=== DATA SEGMENT ===
____
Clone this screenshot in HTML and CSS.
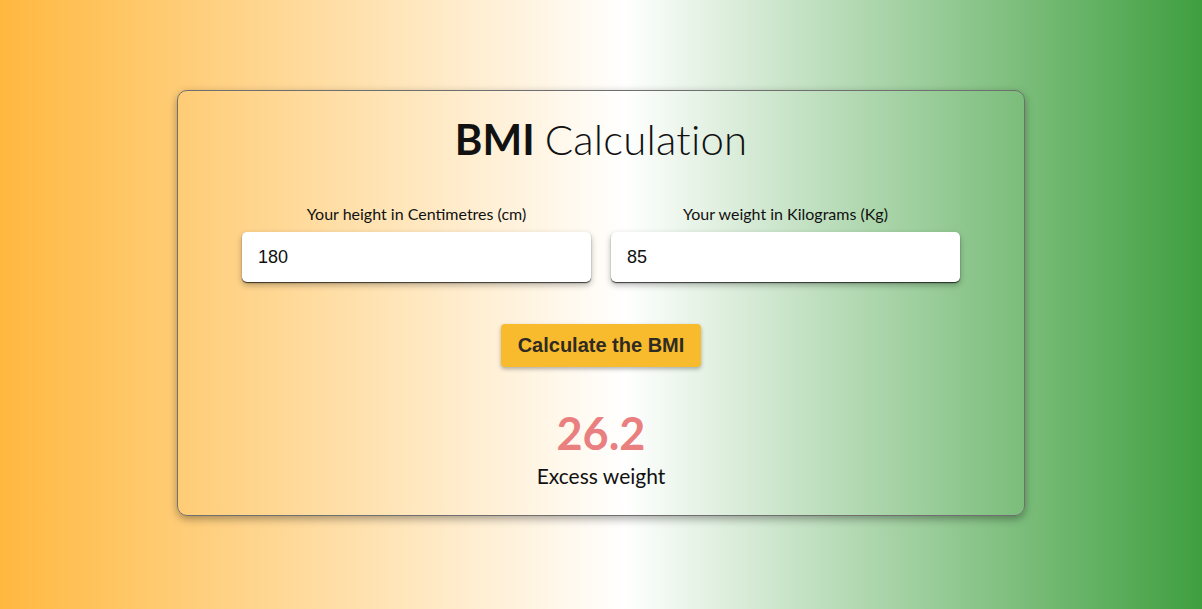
FILE: index.html
```html
<!DOCTYPE html>
<html lang="en">
<head>
<meta charset="utf-8">
<title>BMI Calculation</title>
<link rel="stylesheet" href="styles.css">
</head>
<body>
<main class="page">
  <section class="card">
    <h1 class="title"><strong>BMI</strong> Calculation</h1>
    <div class="fields">
      <label class="field">
        <span class="field-label">Your height in Centimetres (cm)</span>
        <input class="field-input" type="text" value="180">
      </label>
      <label class="field">
        <span class="field-label">Your weight in Kilograms (Kg)</span>
        <input class="field-input" type="text" value="85">
      </label>
    </div>
    <button class="calc-btn" type="button">Calculate the BMI</button>
    <div class="result">
      <div class="result-value">26.2</div>
      <div class="result-text">Excess weight</div>
    </div>
  </section>
</main>
</body>
</html>
```
FILE: styles.css
```css
* { box-sizing: border-box; }
html, body { margin: 0; padding: 0; }
body {
  height: 609px;
  background: linear-gradient(to right, #ffb83f 0%, #ffffff 52%, #3f9f3f 100%);
  font-family: Lato, "Liberation Sans", sans-serif;
  color: #111;
}
.page {
  display: flex;
  justify-content: center;
  padding-top: 90px;
}
.card {
  width: 848px;
  border: 1px solid #6f6f6f;
  border-radius: 10px;
  box-shadow: 0 3px 8px rgba(0,0,0,0.35);
  padding: 20px 64px 26px;
  display: flex;
  flex-direction: column;
  align-items: center;
}
.title {
  margin: 0;
  font-size: 42px;
  line-height: 56px;
  font-weight: 300;
  color: #111;
  letter-spacing: 0.2px;
  word-spacing: -2px;
}
.title strong { font-weight: 700; }
.fields {
  width: 100%;
  display: grid;
  grid-template-columns: 1fr 1fr;
  gap: 20px;
  margin-top: 38px;
}
.field {
  display: flex;
  flex-direction: column;
  align-items: center;
  gap: 9px;
}
.field-label {
  font-size: 16px;
  line-height: 18px;
  color: #111;
}
.field-input {
  width: 100%;
  height: 50px;
  border: none;
  border-radius: 5px;
  background: #fff;
  padding: 0 16px;
  font-family: "Liberation Sans", Arial, sans-serif;
  font-size: 18px;
  color: #111;
  box-shadow: 0 1px 1px rgba(0,0,0,0.7), 0 3px 6px rgba(0,0,0,0.3);
  outline: none;
}
.calc-btn {
  margin-top: 42px;
  width: 200px;
  height: 43px;
  border: none;
  border-radius: 4px;
  background: #f8bb2d;
  color: #2f2a22;
  font-family: "Liberation Sans", Arial, sans-serif;
  font-weight: 700;
  font-size: 20px;
  box-shadow: 0 2px 4px rgba(0,0,0,0.3);
}
.result {
  margin-top: 40px;
  display: flex;
  flex-direction: column;
  align-items: center;
}
.result-value {
  font-size: 45px;
  line-height: 52px;
  font-weight: 700;
  color: #ea7f7f;
}
.result-text {
  margin-top: 4px;
  font-size: 21px;
  line-height: 26px;
  font-weight: 400;
  color: #111;
}
```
____
=== THE EXERCISE ===
Quote the material exactly. Pictures stay out.

=== OUTPUT FOR THIS EXERCISE ===
Clone this screenshot in HTML and CSS.
FILE: index.html
```html
<!DOCTYPE html>
<html lang="en">
<head>
<meta charset="utf-8">
<title>BMI Calculation</title>
<link rel="stylesheet" href="styles.css">
</head>
<body>
<main class="page">
  <section class="card">
    <h1 class="title"><strong>BMI</strong> Calculation</h1>
    <div class="fields">
      <label class="field">
        <span class="field-label">Your height in Centimetres (cm)</span>
        <input class="field-input" type="text" value="180">
      </label>
      <label class="field">
        <span class="field-label">Your weight in Kilograms (Kg)</span>
        <input class="field-input" type="text" value="85">
      </label>
    </div>
    <button class="calc-btn" type="button">Calculate the BMI</button>
    <div class="result">
      <div class="result-value">26.2</div>
      <div class="result-text">Excess weight</div>
    </div>
  </section>
</main>
</body>
</html>
```
FILE: styles.css
```css
* { box-sizing: border-box; }
html, body { margin: 0; padding: 0; }
body {
  height: 609px;
  background: linear-gradient(to right, #ffb83f 0%, #ffffff 52%, #3f9f3f 100%);
  font-family: Lato, "Liberation Sans", sans-serif;
  color: #111;
}
.page {
  display: flex;
  justify-content: center;
  padding-top: 90px;
}
.card {
  width: 848px;
  border: 1px solid #6f6f6f;
  border-radius: 10px;
  box-shadow: 0 3px 8px rgba(0,0,0,0.35);
  padding: 20px 64px 26px;
  display: flex;
  flex-direction: column;
  align-items: center;
}
.title {
  margin: 0;
  font-size: 42px;
  line-height: 56px;
  font-weight: 300;
  color: #111;
  letter-spacing: 0.2px;
  word-spacing: -2px;
}
.title strong { font-weight: 700; }
.fields {
  width: 100%;
  display: grid;
  grid-template-columns: 1fr 1fr;
  gap: 20px;
  margin-top: 38px;
}
.field {
  display: flex;
  flex-direction: column;
  align-items: center;
  gap: 9px;
}
.field-label {
  font-size: 16px;
  line-height: 18px;
  color: #111;
}
.field-input {
  width: 100%;
  height: 50px;
  border: none;
  border-radius: 5px;
  background: #fff;
  padding: 0 16px;
  font-family: "Liberation Sans", Arial, sans-serif;
  font-size: 18px;
  color: #111;
  box-shadow: 0 1px 1px rgba(0,0,0,0.7), 0 3px 6px rgba(0,0,0,0.3);
  outline: none;
}
.calc-btn {
  margin-top: 42px;
  width: 200px;
  height: 43px;
  border: none;
  border-radius: 4px;
  background: #f8bb2d;
  color: #2f2a22;
  font-family: "Liberation Sans", Arial, sans-serif;
  font-weight: 700;
  font-size: 20px;
  box-shadow: 0 2px 4px rgba(0,0,0,0.3);
}
.result {
  margin-top: 40px;
  display: flex;
  flex-direction: column;
  align-items: center;
}
.result-value {
  font-size: 45px;
  line-height: 52px;
  font-weight: 700;
  color: #ea7f7f;
}
.result-text {
  margin-top: 4px;
  font-size: 21px;
  line-height: 26px;
  font-weight: 400;
  color: #111;
}
```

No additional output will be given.